Further, a written Constitution provides for fundamental law of the land and thus the legislature is bound by the Constitutional principles. The legislature cannot make a law which violates the Constitution. Thus the power of the Constitution is restricted.

In the State (NCT of Delhi) v. Union of India (2018), the court said that:

The constitutional functionaries owe a greater degree of responsibility towards this eloquent instrument for it is from this document that they derive their power and authority and, as a natural corollary, they must ensure that they cultivate and develop a spirit of constitutionalism where every action taken by them is governed by and is in strict conformity with the basic tenets of the Constitution”.

Separation of power

Separation of powers means that the powers of the state are divided among the three principal organs of the government, which are “the Executive”, “the Legislature”, and “the Judiciary”. Each of the organs is restricted to transgress its limits and this system ensures a check on the power of the other, thus restraining them from acting arbitrarily and unreasonably, without due regard to due process.

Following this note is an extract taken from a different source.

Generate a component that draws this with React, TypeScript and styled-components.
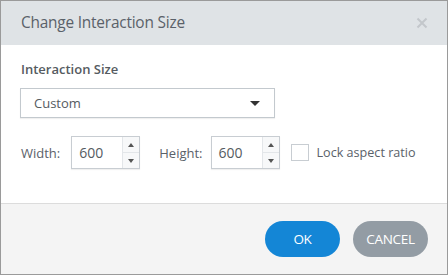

In the State (NCT of Delhi) v. Union of India (2018), Chief Justice Mishra observed that “The essence of constitutionalism is the control of power by its distribution among several state organs or offices in such a way that they are each subjected to reciprocal controls and forced to cooperate in formulating the will of the state.

Conclusion

The design and character of the Indian Constitution ensure that the powers of the Executive and the Legislature is limited so that the discretion given to these organs does not turn into arbitrariness, an arbitrary exercise. The Fundamental Rights, the basic structure, federal setup of the administration, the amendment procedure all limit the State in a particular way.